> _Requirement_
Check the listing below for lines that hold "index". How many are there? Please give only the number.
=== Stored data ===
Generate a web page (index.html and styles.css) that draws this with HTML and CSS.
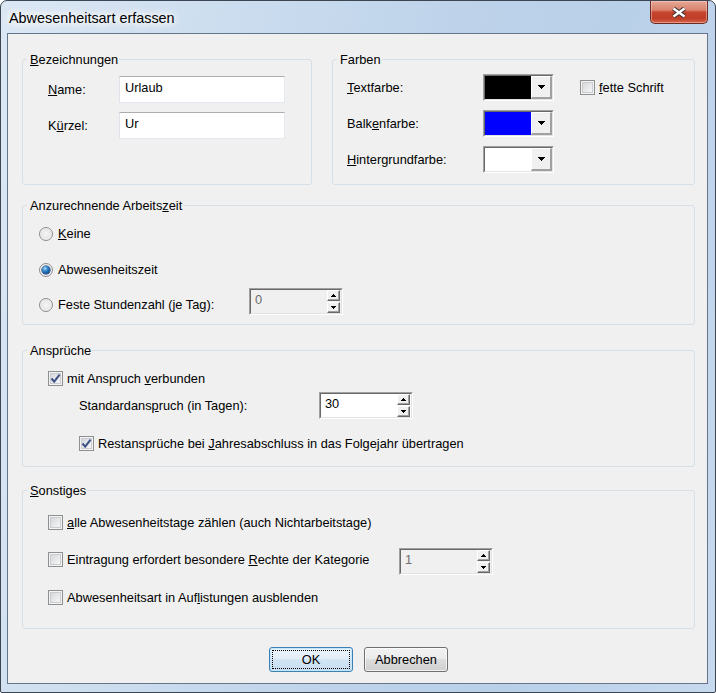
FILE: index.html
```html
<!DOCTYPE html>
<html lang="de">
<head>
<meta charset="utf-8">
<title>Abwesenheitsart erfassen</title>
<link rel="stylesheet" href="styles.css">
</head>
<body>
<div class="window">
  <div class="titlebar">
    <span class="title">Abwesenheitsart erfassen</span>
    <div class="close">
      <svg width="18" height="13" viewBox="0 0 18 13"><path d="M3.5 2.5 L14.5 10.5 M14.5 2.5 L3.5 10.5" stroke="#3b3232" stroke-width="4.6" fill="none"/><path d="M3.5 2.5 L14.5 10.5 M14.5 2.5 L3.5 10.5" stroke="#fff" stroke-width="2.4" fill="none"/></svg>
    </div>
  </div>
  <div class="client">
    <div class="top-row">
      <fieldset class="group g-names">
        <legend><u>B</u>ezeichnungen</legend>
        <div class="names-grid">
          <span class="lbl"><u>N</u>ame:</span>
          <input class="edit" type="text" value="Urlaub">
          <span class="lbl">K<u>ü</u>rzel:</span>
          <input class="edit" type="text" value="Ur">
        </div>
      </fieldset>
      <fieldset class="group g-colors">
        <legend>Farben</legend>
        <div class="colors-grid">
          <span class="lbl"><u>T</u>extfarbe:</span>
          <div class="combo"><div class="combo-in"><span class="swatch sw-black"></span><span class="drop"><svg width="7" height="4" viewBox="0 0 7 4"><path d="M0 0h7v1H0z M1 1h5v1H1z M2 2h3v1H2z M3 3h1v1H3z" fill="#000"/></svg></span></div></div>
          <label class="chk bold-chk"><span class="cb"></span><span><u>f</u>ette Schrift</span></label>
          <span class="lbl">Balk<u>e</u>nfarbe:</span>
          <div class="combo"><div class="combo-in"><span class="swatch sw-blue"></span><span class="drop"><svg width="7" height="4" viewBox="0 0 7 4"><path d="M0 0h7v1H0z M1 1h5v1H1z M2 2h3v1H2z M3 3h1v1H3z" fill="#000"/></svg></span></div></div>
          <span></span>
          <span class="lbl"><u>H</u>intergrundfarbe:</span>
          <div class="combo"><div class="combo-in"><span class="swatch sw-white"></span><span class="drop"><svg width="7" height="4" viewBox="0 0 7 4"><path d="M0 0h7v1H0z M1 1h5v1H1z M2 2h3v1H2z M3 3h1v1H3z" fill="#000"/></svg></span></div></div>
        </div>
      </fieldset>
    </div>

    <fieldset class="group g-time">
      <legend>Anzurechnende Arbeits<u>z</u>eit</legend>
      <div class="time-body">
        <label class="opt"><span class="radio"></span><span><u>K</u>eine</span></label>
        <label class="opt opt-2"><span class="radio on"></span><span>Abwesenheitszeit</span></label>
        <div class="line line-3">
          <label class="opt opt-fixed"><span class="radio"></span><span>Feste Stundenzahl (je Tag):</span></label>
          <div class="spin disabled"><div class="spin-in"><span class="spin-val">0</span><span class="spin-btns"><span class="sb"><svg width="5" height="3" viewBox="0 0 5 3"><path d="M2 0h1v1H2z M1 1h3v1H1z M0 2h5v1H0z" fill="#000"/></svg></span><span class="sb"><svg width="5" height="3" viewBox="0 0 5 3"><path d="M0 0h5v1H0z M1 1h3v1H1z M2 2h1v1H2z" fill="#000"/></svg></span></span></div></div>
        </div>
      </div>
    </fieldset>

    <fieldset class="group g-claims">
      <legend>Ansprüche</legend>
      <div class="claims-body">
        <label class="chk"><span class="cb on"><svg width="11" height="11" viewBox="0 0 11 11"><path d="M1.5 5.5 L4.2 8.6 L9.6 1.6" stroke="#3e5288" stroke-width="2" fill="none"/></svg></span><span>mit Anspruch <u>v</u>erbunden</span></label>
        <div class="line std">
          <span class="lbl std-lbl">Standardans<u>p</u>ruch (in Tagen):</span>
          <div class="spin"><div class="spin-in"><span class="spin-val">30</span><span class="spin-btns"><span class="sb"><svg width="5" height="3" viewBox="0 0 5 3"><path d="M2 0h1v1H2z M1 1h3v1H1z M0 2h5v1H0z" fill="#000"/></svg></span><span class="sb"><svg width="5" height="3" viewBox="0 0 5 3"><path d="M0 0h5v1H0z M1 1h3v1H1z M2 2h1v1H2z" fill="#000"/></svg></span></span></div></div>
        </div>
        <label class="chk rest"><span class="cb on"><svg width="11" height="11" viewBox="0 0 11 11"><path d="M1.5 5.5 L4.2 8.6 L9.6 1.6" stroke="#3e5288" stroke-width="2" fill="none"/></svg></span><span>Restansprüche bei <u>J</u>ahresabschluss in das Folgejahr übertragen</span></label>
      </div>
    </fieldset>

    <fieldset class="group g-misc">
      <legend><u>S</u>onstiges</legend>
      <div class="misc-body">
        <label class="chk"><span class="cb"></span><span><u>a</u>lle Abwesenheitstage zählen (auch Nichtarbeitstage)</span></label>
        <div class="line misc-2">
          <label class="chk misc-2-chk"><span class="cb"></span><span>Eintragung erfordert besondere <u>R</u>echte der Kategorie</span></label>
          <div class="spin disabled"><div class="spin-in"><span class="spin-val">1</span><span class="spin-btns"><span class="sb"><svg width="5" height="3" viewBox="0 0 5 3"><path d="M2 0h1v1H2z M1 1h3v1H1z M0 2h5v1H0z" fill="#000"/></svg></span><span class="sb"><svg width="5" height="3" viewBox="0 0 5 3"><path d="M0 0h5v1H0z M1 1h3v1H1z M2 2h1v1H2z" fill="#000"/></svg></span></span></div></div>
        </div>
        <label class="chk misc-3"><span class="cb"></span><span>Abwesenheitsart in Auf<u>l</u>istungen ausblenden</span></label>
      </div>
    </fieldset>

    <div class="buttons">
      <button class="btn default" type="button">OK</button>
      <button class="btn" type="button">Abbrechen</button>
    </div>
  </div>
</div>
</body>
</html>
```

FILE: styles.css
```css
html, body {
  margin: 0;
  background: #ffffff;
}

body {
  font-family: "Liberation Sans", Arial, sans-serif;
  font-size: 12.8px;
  line-height: 15px;
  color: #000;
}

u {
  text-decoration: underline;
  text-underline-offset: 1px;
}

.window {
  width: 716px;
  height: 693px;
  box-sizing: border-box;
  border: 1px solid #3c4653;
  border-radius: 7px 7px 2px 2px;
  padding: 0 7px 8px 6px;
  background: linear-gradient(100deg, #dbe7f4 0%, #cddeef 25%, #bed3ea 55%, #b9d0e9 75%, #c6d9ee 100%);
  display: flex;
  flex-direction: column;
  overflow: hidden;
}

.titlebar {
  height: 32px;
  flex: none;
  display: flex;
  align-items: flex-start;
}

.title {
  margin: 8px 0 0 2px;
  font-size: 14.4px;
  line-height: 18px;
  color: #000;
  text-shadow: 0 0 10px #fff, 0 0 10px #fff, 0 0 6px #fff, 0 0 14px rgba(255,255,255,0.9);
}

.close {
  margin-left: auto;
  width: 58px;
  height: 23px;
  box-sizing: border-box;
  border: 1px solid #6b2b22;
  border-top: none;
  border-radius: 0 0 5px 5px;
  background: linear-gradient(#e6a796 0%, #d9846f 40%, #c6432d 52%, #c03f28 80%, #d5664a 100%);
  box-shadow: inset 0 0 0 1px rgba(255, 220, 210, 0.45);
  display: flex;
  align-items: center;
  justify-content: center;
}

.close svg {
  margin-top: 1px;
}

.client {
  flex: 1;
  min-height: 0;
  border: 1px solid #65768a;
  background: #f0f0f0;
  padding: 18px 12px 0 14px;
  display: flex;
  flex-direction: column;
}

.top-row {
  display: flex;
  gap: 20px;
}

.group {
  margin: 0;
  padding: 0;
  border: 1px solid #d5dfe5;
  border-radius: 3px;
  box-sizing: border-box;
  min-width: 0;
  min-inline-size: 0;
}

.group > legend {
  margin-left: 4px;
  padding: 0 1px 0 3px;
  line-height: 15px;
}

.g-names {
  width: 290px;
  height: 133px;
  flex: none;
}

.g-colors {
  flex: 1;
  height: 133px;
}

.g-time {
  height: 127px;
  margin-top: 13px;
}

.g-claims {
  height: 124px;
  margin-top: 18px;
}

.g-misc {
  height: 146px;
  margin-top: 16px;
}

/* Bezeichnungen */
.names-grid {
  display: grid;
  grid-template-columns: 71px 166px;
  grid-auto-rows: 27px;
  row-gap: 9px;
  align-items: center;
  padding: 9px 0 0 25px;
}

.edit {
  box-sizing: border-box;
  width: 166px;
  height: 27px;
  margin: 0;
  border: 1px solid;
  border-color: #abadb3 #e3e9ef #e3e9ef #e2e3ea;
  background: #fff;
  font: inherit;
  color: #000;
  padding: 3px 5px 7px;
  outline: none;
}

/* Farben */
.colors-grid {
  display: grid;
  grid-template-columns: 136px 71px auto;
  grid-auto-rows: 27px;
  row-gap: 9px;
  align-items: center;
  padding: 7px 0 0 14px;
}

.bold-chk {
  margin-left: 26px;
}

.combo {
  box-sizing: border-box;
  width: 71px;
  height: 27px;
  border: 1px solid;
  border-color: #a0a0a0 #ffffff #ffffff #a0a0a0;
}

.combo-in {
  display: flex;
  height: 100%;
  box-sizing: border-box;
  border: 1px solid;
  border-color: #696969 #e3e3e3 #e3e3e3 #696969;
}

.swatch {
  flex: 1;
}

.sw-black { background: #000000; }
.sw-blue { background: #0000ff; }
.sw-white { background: #ffffff; }

.drop {
  width: 21px;
  box-sizing: border-box;
  background: #f0f0f0;
  border-style: solid;
  border-width: 1px 2px 2px 1px;
  border-color: #ffffff #a0a0a0 #a0a0a0 #ffffff;
  display: flex;
  align-items: center;
  justify-content: center;
}

.drop svg {
  display: block;
  margin-left: 1px;
}

/* checkbox / radio */
.chk {
  display: inline-flex;
  align-items: center;
  gap: 4px;
  white-space: nowrap;
}

.cb {
  width: 15px;
  height: 15px;
  flex: none;
  box-sizing: border-box;
  border: 1px solid #8e8f8f;
  background: linear-gradient(135deg, #cdd0d4 0%, #e4e5e7 45%, #f6f6f6 85%, #ffffff 100%);
  box-shadow: inset 0 0 0 1px #f4f4f4, inset 0 0 0 2px #c9ccd0;
  display: flex;
  align-items: center;
  justify-content: center;
}

.cb svg {
  display: block;
}

.opt {
  display: inline-flex;
  align-items: center;
  gap: 5px;
  white-space: nowrap;
}

.radio {
  width: 14px;
  height: 14px;
  flex: none;
  box-sizing: border-box;
  border-radius: 50%;
  border: 1px solid #8a8c8e;
  background: radial-gradient(circle at 50% 50%, #f6f6f6 0%, #eaeaea 45%, #cfd1d5 100%);
  box-shadow: inset 0 0 0 1px #f4f4f4;
  display: flex;
  align-items: center;
  justify-content: center;
}

.radio.on::after {
  content: "";
  width: 8px;
  height: 8px;
  border-radius: 50%;
  background: radial-gradient(circle at 38% 32%, #bfe6ff 0%, #3f93d8 28%, #155aa3 62%, #0a2f63 100%);
  box-shadow: 0 0 0 0.6px #122f57;
}

/* Anzurechnende Arbeitszeit */
.time-body {
  display: flex;
  flex-direction: column;
  align-items: flex-start;
  padding: 13px 0 0 16px;
}

.opt-2 {
  margin-top: 21px;
}

.line {
  display: flex;
  align-items: flex-start;
}

.line-3 {
  margin-top: 11px;
}

.opt-fixed {
  width: 210px;
  margin-top: 9px;
}

/* spin edit */
.spin {
  box-sizing: border-box;
  width: 94px;
  height: 27px;
  flex: none;
  border: 1px solid;
  border-color: #a0a0a0 #ffffff #ffffff #a0a0a0;
  background: #fff;
}

.spin-in {
  display: flex;
  height: 100%;
  box-sizing: border-box;
  border: 1px solid;
  border-color: #696969 #e3e3e3 #e3e3e3 #696969;
}

.spin-val {
  flex: 1;
  padding: 2px 0 0 4px;
}

.spin.disabled {
  background: #f0f0f0;
}

.spin.disabled .spin-val {
  color: #6d6d6d;
}

.spin-btns {
  width: 13px;
  display: flex;
  flex-direction: column;
  gap: 1px;
  margin: 0 1px 0 0;
}

.sb {
  flex: 1;
  box-sizing: border-box;
  background: #f0f0f0;
  border: 1px solid;
  border-color: #ffffff #696969 #696969 #ffffff;
  box-shadow: inset -1px -1px 0 #a0a0a0;
  display: flex;
  align-items: center;
  justify-content: center;
}

.sb svg {
  display: block;
}

/* Ansprüche */
.claims-body {
  display: flex;
  flex-direction: column;
  align-items: flex-start;
  padding: 13px 0 0 25px;
}

.std {
  align-items: center;
  margin-top: 6px;
  padding-left: 31px;
}

.std-lbl {
  width: 240px;
}

.rest {
  margin: 17px 0 0 31px;
}

/* Sonstiges */
.misc-body {
  display: flex;
  flex-direction: column;
  align-items: flex-start;
  padding: 17px 0 0 25px;
}

.misc-2 {
  margin-top: 18px;
}

.misc-2-chk {
  width: 351px;
  margin-top: 4px;
}

.misc-3 {
  margin-top: 15px;
}

/* Buttons */
.buttons {
  display: flex;
  justify-content: center;
  gap: 11px;
  margin-top: 18px;
}

.btn {
  width: 84px;
  height: 25px;
  margin: 0;
  padding: 0;
  box-sizing: border-box;
  border: 1px solid #707070;
  border-radius: 3px;
  background: linear-gradient(#f2f2f2 0%, #ebebeb 49%, #dddddd 50%, #cfcfcf 100%);
  box-shadow: inset 0 0 0 1px rgba(255, 255, 255, 0.7);
  font: inherit;
  color: #000;
}

.btn.default {
  border-color: #3c7fb1;
  background: linear-gradient(#eaf4fb 0%, #e2eef8 49%, #d2e5f4 50%, #c6dcef 100%);
  box-shadow: inset 0 0 0 1px #c4e6f8;
  outline: 1px dotted #000;
  outline-offset: -4px;
}
```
===
> _Solution_
2